Le musicalissime corna de “La scuola delle mogli” di Valter MALOSTI

Se, come teorizzava Molière, la vita è malattia, l’amore ne è una delle sue espressioni più virulente. Si pensi, per esempio, a quel quadro ossessivo-compulsivo che è la gelosia. Il commediografo francese lo provò in prima persona quando nel 1662, maturo quarantenne, impalmò la ventenne Armande Béjart. Non è, quindi, un caso che il 26 dicembre 1662 rappresentasse per la prima volta, al Teatro del Palais-Royal di Parigi, “La scuola delle mogli”, commedia il cui ossessivo filo conduttore sono le corna. Un grande cervo imbalsamato domina, non a caso, l’allestimento di Valter Malosti andato in scena lo scorso 10 aprile al Teatro Giacosa di Aosta per la rassegna “Scenario Sensibile”. Insieme ad una scacchiera sulla quale si gioca la partita tra Arnolfo (Valter Malosti), il maturo protagonista della commedia, e la giovane Agnese (Giulia Cotugno), ”una deficiente che dipende da me completamente” che vorrebbe sposare e nel frattempo rinchiude in una casa per bambole. Il finale è scontato, con il trionfo dell’amore di questa con il coetaneo Orazio (Marco Imparato) ed un’Arnolfo diventato “socio del club dei cornuti” che se ne esce con un surreale “Mi hai fatto del male.

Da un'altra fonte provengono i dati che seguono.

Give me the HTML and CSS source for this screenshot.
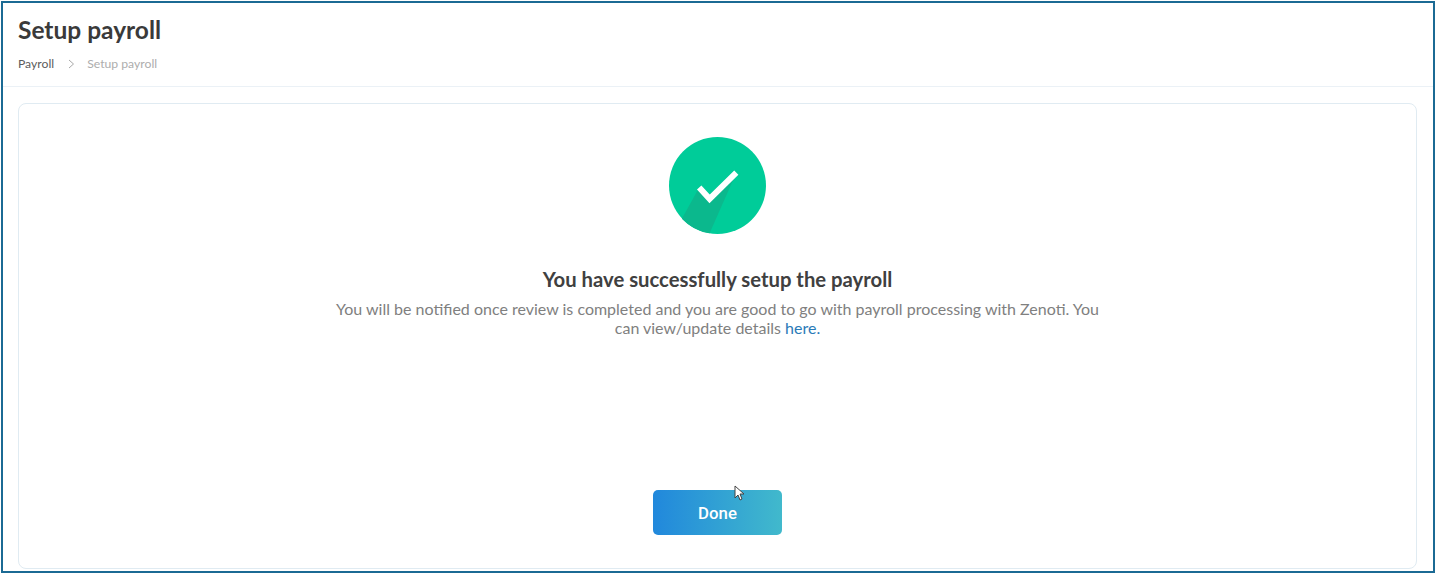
FILE: index.html
```html
<!DOCTYPE html>
<html lang="en">
<head>
    <meta charset="UTF-8">
    <title>Setup payroll</title>
    <link rel="stylesheet" href="styles.css">
</head>
<body>
    <div class="frame">
        <header class="page-header">
            <h1>Setup payroll</h1>
            <nav class="breadcrumb">
                <span class="crumb">Payroll</span>
                <svg class="crumb-sep" width="7" height="10" viewBox="0 0 7 10"><path d="M1 1l4.500 4-4.500 4" fill="none" stroke="#a9a9a9" stroke-width="1"/></svg>
                <span class="crumb current">Setup payroll</span>
            </nav>
        </header>
        <main class="card">
            <svg class="success-icon" width="97" height="97" viewBox="0 0 98 98">
                <circle cx="49" cy="49" r="49" fill="#00cc99"/>
                <path d="M30.500 51L41 62.500L68 36L41 97.300A49 49 0 0 1 13 82.500Z" fill="#0bb88d"/>
                <path d="M30.500 51L41 62.500L68 36" fill="none" stroke="#fff" stroke-width="6"/>
            </svg>
            <h2>You have successfully setup the payroll</h2>
            <p class="message">You will be notified once review is completed and you are good to go with payroll processing with Zenoti. You can view/update details <a href="#">here.</a></p>
            <button class="done-btn">Done</button>
            <svg class="cursor" width="12" height="17" viewBox="0 0 12 17"><path d="M1 1v12l3-3 2 5 2-1-2-5h4z" fill="#fff" stroke="#444" stroke-width="1"/></svg>
        </main>
    </div>
</body>
</html>
```
FILE: styles.css
```css
html, body {
    margin: 0;
    padding: 0;
    background: #fff;
}
body {
    font-family: Lato, Arial, sans-serif;
    color: #3c3c3c;
}
.frame {
    box-sizing: border-box;
    width: 1434px;
    height: 572px;
    margin: 1px;
    border: 2px solid #1b6a94;
    display: flex;
    flex-direction: column;
}
.page-header {
    height: 83px;
    padding: 0 15px;
    border-bottom: 1px solid #ebf1f6;
}
h1 {
    margin: 12px 0 0;
    font-size: 24.500px;
    line-height: 29px;
    font-weight: 700;
    color: #3a3a3a;
}
.breadcrumb {
    margin-top: 12px;
    display: flex;
    align-items: center;
    font-size: 12.200px;
    line-height: 15px;
}
.crumb {
    color: #5c5c5c;
}
.crumb.current {
    color: #adadad;
}
.crumb-sep {
    margin: 0 12px 0 14px;
}
.card {
    position: relative;
    box-sizing: border-box;
    flex: 1;
    margin: 16px 16px 2px 15px;
    border: 1px solid #e0ebf2;
    border-radius: 8px;
    display: flex;
    flex-direction: column;
    align-items: center;
    text-align: center;
}
.success-icon {
    margin-top: 33px;
}
h2 {
    margin: 33px 0 0;
    font-size: 20.300px;
    line-height: 24px;
    font-weight: 700;
    color: #404040;
}
.message {
    width: 780px;
    margin: 8px 0 0;
    font-size: 16px;
    line-height: 19px;
    color: #808080;
}
.message a {
    color: #2a7ab8;
    text-decoration: none;
}
.done-btn {
    margin-top: 153px;
    width: 129px;
    height: 45px;
    padding: 1px 0 0;
    border: 0;
    border-radius: 5px;
    background: linear-gradient(90deg, #2188dc, #41b9cc);
    color: #fff;
    font-family: Roboto, Arial, sans-serif;
    font-size: 16.800px;
    font-weight: 500;
}
.cursor {
    position: absolute;
    left: 715px;
    top: 381px;
}
```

Non ci hai pensato?”. Nel ricrearne il testo, Malosti è ricorso ad una intrigante ed ininterrotta colonna sonora per ritrovare «la folgorante musica di Molière, che nell’originale francese deflagra e scintilla per mezzo del verso libero e delle rime.» Ne è uscita una musicalissima operina, in cui le parole acquistano ulteriore risonanza grazie al melodramma di Verdi e Puccini, ai Beatles di “Being for the Benefit of Mr. Kite!”, a Giorgio Gaber, al rap Mc Solaar (“mi ha colpito una critica che aveva paragonato i rapper della banlieu parigina al ritmo dei versi alessandrini a rime baciate di Moliere”). «Nella pièce ho colto un carattere visionario,- ha dichiarato Malosti – il delirio in cui sprofonda il protagonista al termine della commedia, si trasforma in una vera e propria anatomia della rovina di cui Arnolfo stesso è l’artefice. E’ una farsa scritta come una tragedia, ma la farsa deve conservarsi, perché se non si fa ridere con questo testo, si fallisce.»